A lasting impact on the Americas

During her tenure as the director of UMIA, Felicia Marie Knaul advanced critical research and supported hundreds of faculty members and students.
Felicia Knaul
Felicia Marie Knaul speaking at a 2019 UMIA symposium on migration. Photo: University of Miami Communications

In her 10 years as the director of the University of Miami Institute for Advanced Study of the Americas (UMIA), Felicia Marie Knaul spearheaded research on critical topics such as access to palliative care and pain relief, gender-based violence, and government responses to the COVID-19 pandemic, among other issues impacting the Americas. Under her leadership, the institute also supported dozens of distinguished graduate fellows, providing doctoral students with crucial resources and guidance.

“As the director of UMIA, Felicia created a university-wide community of more than 300 faculty dedicated to teaching and scholarship on Latin America and the Caribbean,” said Sallie Hughes, chair of the Department of Journalism and Media Management at the School of Communication, who previously served as UMIA’s senior research lead and faculty director. “Her unwavering dedication to advancing public health and social equity has profoundly impacted the University of Miami and the lives of women around the world.”

UMIA was established in the College of Arts and Sciences in 2015 to serve as the university-wide hub for scholarship, policy dialogue, and interdisciplinary collaboration on contemporary issues in the Americas.

Knaul, an acclaimed health economist who served as UMIA’s director from the fall of 2015 to early 2025, built on the work of two previous centers—the Center for Hemispheric Policy and the Center for Latin American Studies—in shaping UMIA. She recently left the University for UCLA, where she now serves as a distinguished professor of medicine and senior advisor to the dean of UCLA’s David Geffen School of Medicine, as well as a senior advisor to the president of UCLA Health.
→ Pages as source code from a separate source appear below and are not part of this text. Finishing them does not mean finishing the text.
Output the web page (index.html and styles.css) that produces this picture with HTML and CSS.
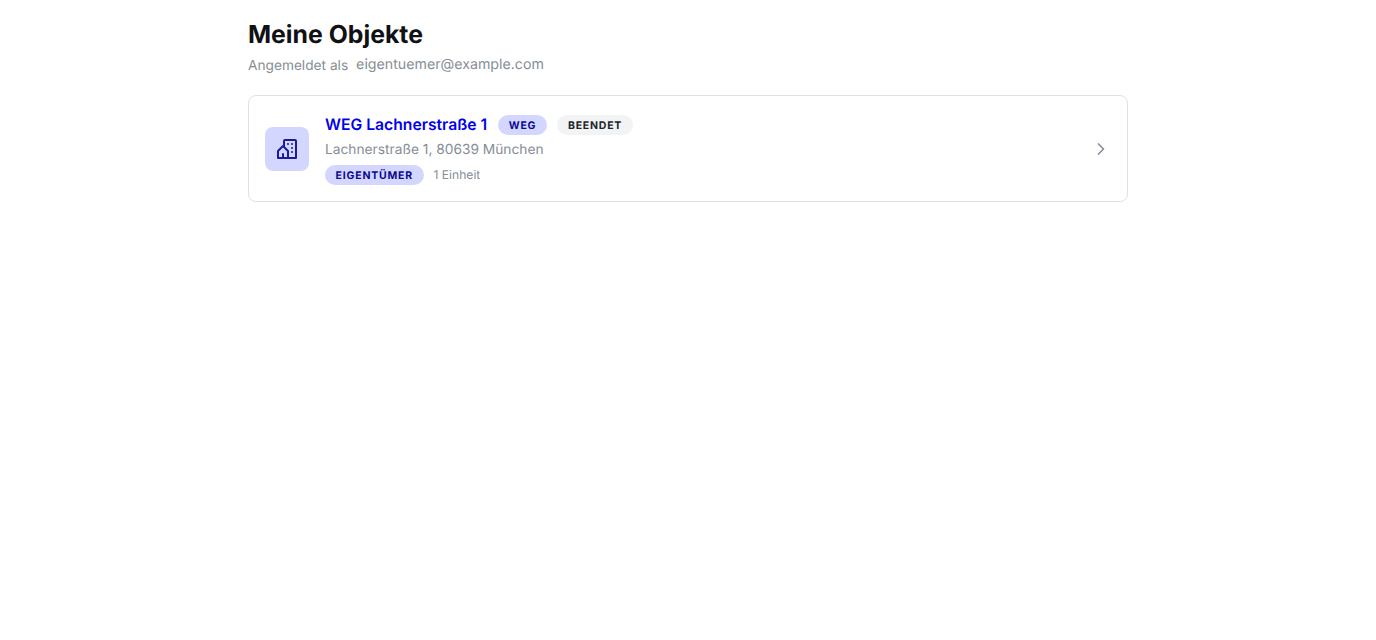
FILE: index.html
```html
<!DOCTYPE html>
<html lang="de">
<head>
<meta charset="utf-8">
<title>Meine Objekte</title>
<link rel="stylesheet" href="styles.css">
</head>
<body>
<main class="page">
  <h1 class="title">Meine Objekte</h1>
  <div class="subline"><span class="sub-label">Angemeldet als</span><span class="sub-mail">eigentuemer@example.com</span></div>
  <a class="card" href="#">
    <div class="icon-box">
      <svg width="24" height="24" viewBox="0 0 24 24" fill="none" stroke="currentColor" stroke-width="2" stroke-linecap="round" stroke-linejoin="round"><path d="M8 9l5 5v7h-5v-4m0 4h-5v-7l5 -5m1 1v-6a1 1 0 0 1 1 -1h10a1 1 0 0 1 1 1v17h-8"/><path d="M13 7l0 .01"/><path d="M17 7l0 .01"/><path d="M17 11l0 .01"/><path d="M17 15l0 .01"/></svg>
    </div>
    <div class="info">
      <div class="row">
        <span class="name">WEG Lachnerstraße 1</span>
        <span class="badge badge-blue">WEG</span>
        <span class="badge badge-gray">BEENDET</span>
      </div>
      <div class="address">Lachnerstraße 1, 80639 München</div>
      <div class="row row-meta">
        <span class="badge badge-blue">EIGENTÜMER</span>
        <span class="units">1 Einheit</span>
      </div>
    </div>
    <svg class="chevron" width="20" height="20" viewBox="0 0 24 24" fill="none" stroke="currentColor" stroke-width="2" stroke-linecap="round" stroke-linejoin="round"><path d="M9 6l6 6l-6 6"/></svg>
  </a>
</main>
</body>
</html>
```
FILE: styles.css
```css
* { box-sizing: border-box; }
html, body { margin: 0; padding: 0; background: #fff; }
body { font-family: Inter, "Liberation Sans", sans-serif; text-rendering: geometricPrecision; font-optical-sizing: none; }
.page { width: 880px; margin: 0 auto; padding-top: 16px; }
.title { margin: 0; font-size: 24.8px; line-height: 36px; font-weight: 700; color: #0f1115; }
.subline { display: flex; align-items: center; gap: 8px; margin-top: 3px; height: 20px; color: #868e96; font-size: 14px; line-height: 20px; }
.sub-label { position: relative; top: 1px; font-size: 13.7px; }
.sub-mail { font-size: 14.2px; }
.card { display: flex; align-items: center; gap: 16px; margin-top: 20px; height: 107px; padding: 0 16px; border: 1px solid #dee2e6; border-radius: 8px; text-decoration: none; background: #fff; }
.icon-box { width: 44px; height: 44px; flex: none; display: flex; align-items: center; justify-content: center; border-radius: 8px; background: #d3d6ff; color: #1a1a9e; }
.info { flex: 1; min-width: 0; display: flex; flex-direction: column; gap: 4px; padding-top: 3px; }
.row { display: flex; align-items: center; gap: 10px; height: 20px; }
.row-meta { margin-top: 1px; }
.name { font-size: 15.7px; line-height: 20px; font-weight: 600; color: #0000ee; margin: 0 1px 1px 0; }
.badge { display: inline-flex; align-items: center; height: 20px; padding: 0 10.6px; border-radius: 10px; font-size: 10.5px; font-weight: 700; letter-spacing: 0.8px; }
.badge-blue { background: #d3d6ff; color: #0a0a8c; }
.badge-gray { background: #f1f3f5; color: #212529; padding: 0 11px; }
.address { font-size: 13.75px; line-height: 20px; color: #868e96; margin-top: 1px; }
.units { font-size: 12.1px; color: #868e96; margin-bottom: 2px; }
.chevron { flex: none; color: #868e96; }
```
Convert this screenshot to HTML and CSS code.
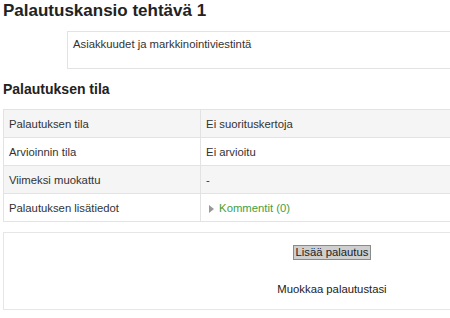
FILE: index.html
```html
<!DOCTYPE html>
<html lang="fi">
<head>
<meta charset="utf-8">
<title>Palautuskansio tehtävä 1</title>
<link rel="stylesheet" href="styles.css">
</head>
<body>
<div class="frame">
<div class="page">
  <h2 class="title">Palautuskansio tehtävä 1</h2>
  <div class="intro">Asiakkuudet ja markkinointiviestintä</div>
  <h3 class="section">Palautuksen tila</h3>
  <table class="status">
    <tr class="odd"><td class="label">Palautuksen tila</td><td>Ei suorituskertoja</td></tr>
    <tr><td class="label">Arvioinnin tila</td><td>Ei arvioitu</td></tr>
    <tr class="odd"><td class="label">Viimeksi muokattu</td><td>-</td></tr>
    <tr><td class="label">Palautuksen lisätiedot</td><td><span class="comments"><span class="tri"></span>Kommentit (0)</span></td></tr>
  </table>
  <div class="actions">
    <button class="btn" type="button">Lisää palautus</button>
    <p class="hint">Muokkaa palautustasi</p>
  </div>
</div>
</div>
</body>
</html>
```

FILE: styles.css
```css
html, body {
  margin: 0;
  padding: 0;
  overflow: hidden;
  background: #fff;
}
body {
  font-family: "Liberation Sans", Arial, sans-serif;
  color: #333;
  font-size: 11.3px;
}
.frame {
  width: 100%;
  overflow: hidden;
}
.page {
  width: 658px;
  padding: 0 3px;
}
.title {
  margin: 0;
  font-size: 17px;
  line-height: 22px;
  font-weight: bold;
  color: #222;
}
.intro {
  margin: 9px 0 0 64px;
  height: 28px;
  padding: 4px 5px;
  border: 1px solid #e3e3e3;
  line-height: 16px;
}
.section {
  margin: 11px 0 0;
  font-size: 14px;
  line-height: 18px;
  font-weight: bold;
  color: #222;
}
.status {
  margin-top: 11px;
  width: 100%;
  border-collapse: collapse;
  border: 1px solid #e3e3e3;
}
.status td {
  height: 27px;
  padding: 0 5px;
  border-top: 1px solid #e3e3e3;
  vertical-align: middle;
  line-height: 16px;
}
.status td.label {
  width: 30%;
  border-right: 1px solid #e3e3e3;
}
.status tr.odd td {
  background: #f5f5f5;
}
.comments {
  color: #3fa13f;
  padding-left: 3px;
}
.tri {
  display: inline-block;
  width: 0;
  height: 0;
  border-top: 4px solid transparent;
  border-bottom: 4px solid transparent;
  border-left: 5px solid #999;
  margin-right: 5px;
  vertical-align: -1px;
}
.actions {
  margin-top: 10px;
  border: 1px solid #e6e6e6;
  height: 76px;
  text-align: center;
}
.btn {
  margin-top: 12px;
  font-family: "Liberation Sans", Arial, sans-serif;
  font-size: 11.3px;
  line-height: 13px;
  color: #222;
  background: #cfcfcf;
  border: 1px solid #8a8a8a;
  border-radius: 0;
  padding: 0 2px;
}
.hint {
  margin: 21px 0 0;
  line-height: 16px;
  color: #222;
}
```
She also serves as the associate of UCLA’s chancellor, Julio Frenk, her partner and the former president of the University of Miami.

“Felicia really helped to springboard a lot of different research agendas into published reality,” said Michael Touchton, an associate professor of political science who served as UMIA’s faculty lead for global health and deputy director for research.

Knaul’s support for research endeavors extended to fundraising, including facilitating connections between researchers and potential donors. “That allowed the institute to perform, especially on a research dimension, well above its budgeted level and to also create a platform for long-term research excellence among the faculty that were involved,” Touchton said.

Many faculty members benefited from UMIA’s robust support for research, including Alejandro Portes, a sociologist whose recent book “Urbanization and Migration in Three Continents” came out of a 2023 UMIA conference on the same topic.

“Felicia was an inspirational leader who strove to give greater visibility to UMIA in the Americas and in the world and under whose leadership many important scholarly events took place,” said Portes, a professor of law and distinguished scholar of Arts and Sciences who previously served as the chair of UMIA’s faculty advisory committee, as well as a member of its external advisory committee. Portes also led the University’s Presidential Initiative on Migration and Global Change, which was housed at UMIA.

Among students and faculty, Knaul was known as a dedicated mentor. During her tenure, UMIA supported more than 30 distinguished graduate fellows and provided nearly 80 field research grants to graduate students. 

“She was a really good mentor for junior faculty members as well as distinguished fellows,” said Lillian Manzor, the interim director of UMIA and a professor in the Michele Bowman Underwood Department of Modern Languages and Literatures who previously served as UMIA’s faculty lead for Latin American and Caribbean research. “She took mentoring very seriously.”

Manzor added that Knaul’s work at UMIA shined a much-needed spotlight on health disparities in the Americas. “She was very important in creating research networks around global health, palliative care, and health inequalities globally, but especially in the Americas,” Manzor said. This included the 2018 global launch of the Lancet Commission on Global Access to Palliative Care and Pain Relief, which brought leading policymakers, scholars, and advocates to the University.

Felicia Casanova, a research assistant professor in the School of Nursing and Health Studies, was one of Knaul’s mentees while she was a Ph.D. student and distinguished fellow at UMIA. “Collaborating with Dr. Knaul led to co-authored publications and ongoing projects, and helped shape the global-local lens I continue to use in my research today,” she said. “Her mentorship and visionary leadership have been inspiring in my growth as a scholar committed to health equity.”

Knaul said she is committed to maintaining her professional ties with professors and students at the University. “I was blessed to have made enduring academic bonds with many colleagues at the U, and I look very much forward to seeing our existing collaborative research to fruition and to embarking on future work,” she said.